## Written request
Show all lines holding the string "this".

## Supplied material
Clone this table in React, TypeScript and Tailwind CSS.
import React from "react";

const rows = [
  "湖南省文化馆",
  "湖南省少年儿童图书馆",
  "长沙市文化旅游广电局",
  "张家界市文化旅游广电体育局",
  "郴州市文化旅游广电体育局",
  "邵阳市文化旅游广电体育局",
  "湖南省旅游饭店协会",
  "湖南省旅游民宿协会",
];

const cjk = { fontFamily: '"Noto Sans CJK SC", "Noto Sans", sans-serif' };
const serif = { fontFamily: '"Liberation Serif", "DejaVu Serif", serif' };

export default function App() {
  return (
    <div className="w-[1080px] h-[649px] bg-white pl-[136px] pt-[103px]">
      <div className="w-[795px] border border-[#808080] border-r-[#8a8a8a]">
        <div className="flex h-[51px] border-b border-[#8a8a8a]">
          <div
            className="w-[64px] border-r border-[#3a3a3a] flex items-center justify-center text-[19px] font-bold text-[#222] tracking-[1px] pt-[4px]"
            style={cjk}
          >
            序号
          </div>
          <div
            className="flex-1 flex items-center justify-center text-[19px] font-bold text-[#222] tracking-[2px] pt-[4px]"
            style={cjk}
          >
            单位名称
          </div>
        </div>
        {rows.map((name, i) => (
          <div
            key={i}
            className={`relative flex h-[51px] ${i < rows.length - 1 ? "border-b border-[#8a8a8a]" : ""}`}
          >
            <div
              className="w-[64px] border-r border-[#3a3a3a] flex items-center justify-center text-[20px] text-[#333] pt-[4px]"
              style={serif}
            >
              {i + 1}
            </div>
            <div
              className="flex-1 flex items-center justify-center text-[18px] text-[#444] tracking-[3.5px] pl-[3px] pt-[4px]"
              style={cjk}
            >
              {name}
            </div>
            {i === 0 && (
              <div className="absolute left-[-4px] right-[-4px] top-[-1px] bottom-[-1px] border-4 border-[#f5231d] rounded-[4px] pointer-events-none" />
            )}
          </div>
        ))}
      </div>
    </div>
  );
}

==

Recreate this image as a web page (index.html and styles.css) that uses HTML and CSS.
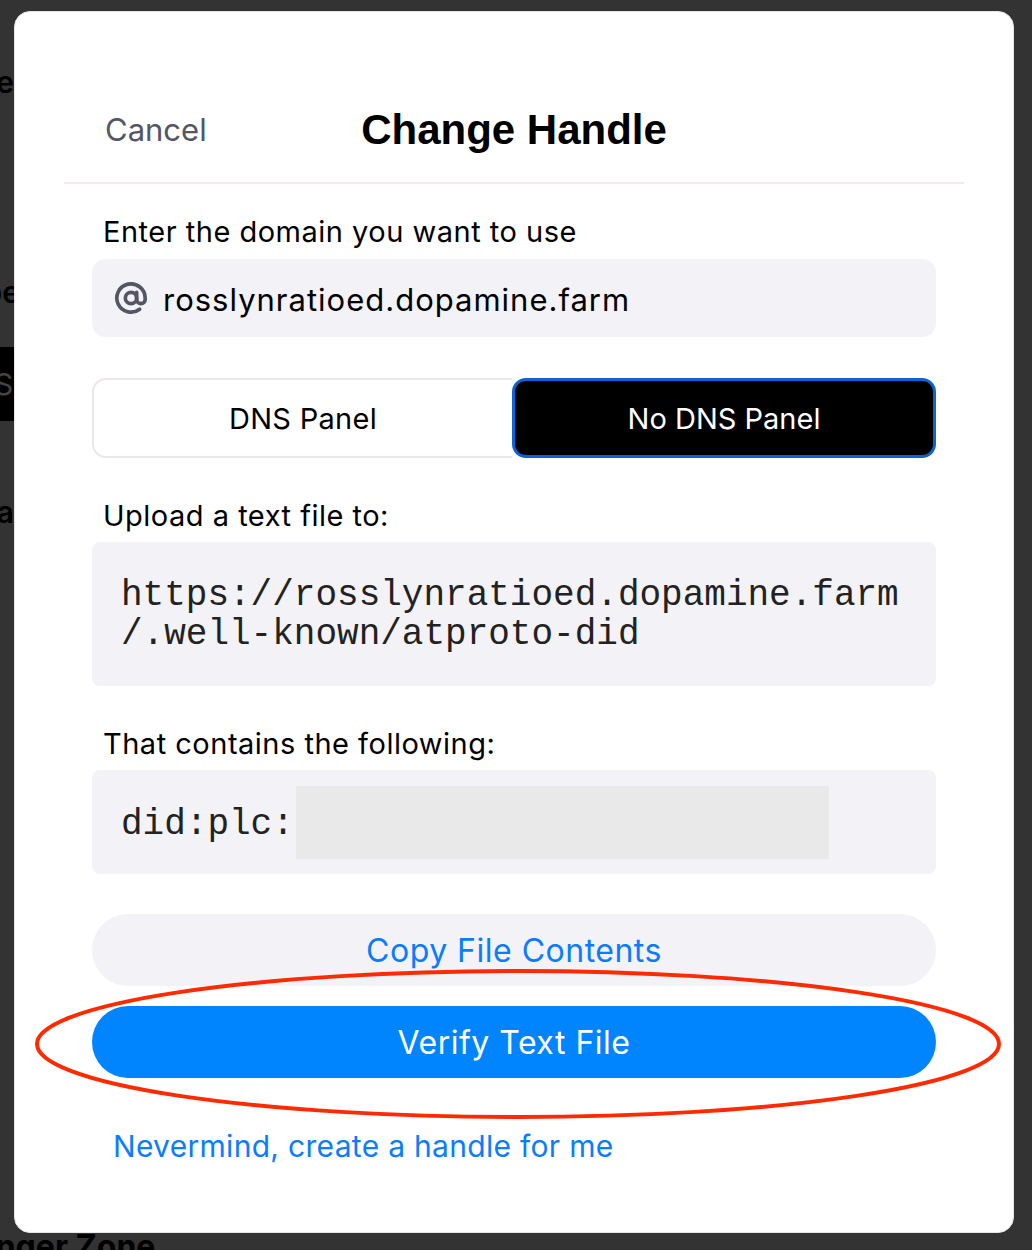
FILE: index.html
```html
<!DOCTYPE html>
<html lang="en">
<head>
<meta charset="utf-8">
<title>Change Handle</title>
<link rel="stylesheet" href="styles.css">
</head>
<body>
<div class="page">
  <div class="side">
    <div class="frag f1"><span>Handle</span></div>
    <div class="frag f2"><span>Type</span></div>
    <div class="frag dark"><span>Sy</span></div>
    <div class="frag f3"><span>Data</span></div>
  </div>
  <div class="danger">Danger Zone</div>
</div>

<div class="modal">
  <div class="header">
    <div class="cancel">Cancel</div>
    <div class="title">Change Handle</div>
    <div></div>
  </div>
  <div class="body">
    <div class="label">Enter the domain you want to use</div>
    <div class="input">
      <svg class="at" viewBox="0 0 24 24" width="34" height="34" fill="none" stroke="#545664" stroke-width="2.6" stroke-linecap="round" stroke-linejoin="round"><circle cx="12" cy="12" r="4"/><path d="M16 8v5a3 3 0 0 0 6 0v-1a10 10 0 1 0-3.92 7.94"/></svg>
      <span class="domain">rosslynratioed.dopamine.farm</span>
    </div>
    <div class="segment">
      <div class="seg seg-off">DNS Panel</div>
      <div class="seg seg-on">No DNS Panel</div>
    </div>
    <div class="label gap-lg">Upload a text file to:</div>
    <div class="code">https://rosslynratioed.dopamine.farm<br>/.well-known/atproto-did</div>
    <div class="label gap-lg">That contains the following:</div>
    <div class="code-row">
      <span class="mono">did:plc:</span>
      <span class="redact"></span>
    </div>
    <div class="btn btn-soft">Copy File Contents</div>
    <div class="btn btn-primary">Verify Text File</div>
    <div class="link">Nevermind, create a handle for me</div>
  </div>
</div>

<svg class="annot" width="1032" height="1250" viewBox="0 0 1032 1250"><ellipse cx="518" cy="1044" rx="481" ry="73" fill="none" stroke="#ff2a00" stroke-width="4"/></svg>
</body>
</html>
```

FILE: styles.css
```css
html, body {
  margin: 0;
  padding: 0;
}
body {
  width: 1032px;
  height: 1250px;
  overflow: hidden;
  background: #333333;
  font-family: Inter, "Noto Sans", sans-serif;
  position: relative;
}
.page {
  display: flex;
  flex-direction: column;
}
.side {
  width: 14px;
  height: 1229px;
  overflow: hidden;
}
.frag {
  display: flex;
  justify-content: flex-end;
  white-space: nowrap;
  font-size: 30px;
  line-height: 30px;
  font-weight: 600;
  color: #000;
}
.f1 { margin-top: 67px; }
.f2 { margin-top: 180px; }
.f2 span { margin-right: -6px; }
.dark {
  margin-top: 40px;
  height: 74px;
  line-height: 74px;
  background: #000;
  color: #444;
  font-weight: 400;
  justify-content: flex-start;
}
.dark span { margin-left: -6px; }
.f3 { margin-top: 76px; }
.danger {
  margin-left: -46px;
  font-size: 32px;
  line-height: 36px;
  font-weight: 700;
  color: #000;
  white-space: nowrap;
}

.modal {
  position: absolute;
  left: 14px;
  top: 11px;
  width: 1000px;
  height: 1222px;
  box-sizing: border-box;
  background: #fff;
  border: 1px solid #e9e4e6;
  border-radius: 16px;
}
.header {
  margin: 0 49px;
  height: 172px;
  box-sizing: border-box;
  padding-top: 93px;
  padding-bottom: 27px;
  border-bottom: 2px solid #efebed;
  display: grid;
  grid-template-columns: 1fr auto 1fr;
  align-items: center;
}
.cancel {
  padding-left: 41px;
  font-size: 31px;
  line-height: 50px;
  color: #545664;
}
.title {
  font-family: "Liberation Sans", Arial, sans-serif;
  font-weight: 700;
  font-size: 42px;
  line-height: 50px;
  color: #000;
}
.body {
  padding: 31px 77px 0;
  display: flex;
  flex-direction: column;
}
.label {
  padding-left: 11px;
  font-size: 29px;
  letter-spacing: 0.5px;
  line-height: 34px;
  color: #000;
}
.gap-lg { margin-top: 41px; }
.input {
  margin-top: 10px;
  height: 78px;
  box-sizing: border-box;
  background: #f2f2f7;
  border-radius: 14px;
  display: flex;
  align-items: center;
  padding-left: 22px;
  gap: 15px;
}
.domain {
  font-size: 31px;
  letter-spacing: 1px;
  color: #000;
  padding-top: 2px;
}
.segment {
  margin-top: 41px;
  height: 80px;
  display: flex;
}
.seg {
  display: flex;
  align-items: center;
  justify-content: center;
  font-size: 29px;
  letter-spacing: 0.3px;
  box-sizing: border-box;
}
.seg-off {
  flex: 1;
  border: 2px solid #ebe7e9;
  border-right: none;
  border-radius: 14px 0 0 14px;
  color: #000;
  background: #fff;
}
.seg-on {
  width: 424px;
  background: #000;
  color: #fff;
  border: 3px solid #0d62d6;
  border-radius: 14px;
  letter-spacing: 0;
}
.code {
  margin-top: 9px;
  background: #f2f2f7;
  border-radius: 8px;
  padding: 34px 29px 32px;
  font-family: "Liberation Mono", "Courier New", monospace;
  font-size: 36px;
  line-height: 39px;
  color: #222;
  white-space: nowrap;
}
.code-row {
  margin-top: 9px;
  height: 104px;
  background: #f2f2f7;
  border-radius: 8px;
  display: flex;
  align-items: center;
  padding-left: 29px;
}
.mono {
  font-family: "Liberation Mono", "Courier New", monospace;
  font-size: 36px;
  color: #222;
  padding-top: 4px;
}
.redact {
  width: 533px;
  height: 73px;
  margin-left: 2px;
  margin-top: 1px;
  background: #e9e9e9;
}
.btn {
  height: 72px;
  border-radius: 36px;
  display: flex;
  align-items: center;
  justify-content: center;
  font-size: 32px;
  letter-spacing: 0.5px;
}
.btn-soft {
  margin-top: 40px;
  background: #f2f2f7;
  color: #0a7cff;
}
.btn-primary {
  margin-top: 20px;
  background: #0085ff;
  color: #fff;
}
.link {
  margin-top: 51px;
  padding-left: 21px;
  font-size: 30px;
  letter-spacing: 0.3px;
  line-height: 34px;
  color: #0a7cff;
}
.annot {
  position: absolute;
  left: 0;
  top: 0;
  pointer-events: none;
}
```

## Correct answer
Clone this table in React, TypeScript and Tailwind CSS.
Recreate this image as a web page (index.html and styles.css) that uses HTML and CSS.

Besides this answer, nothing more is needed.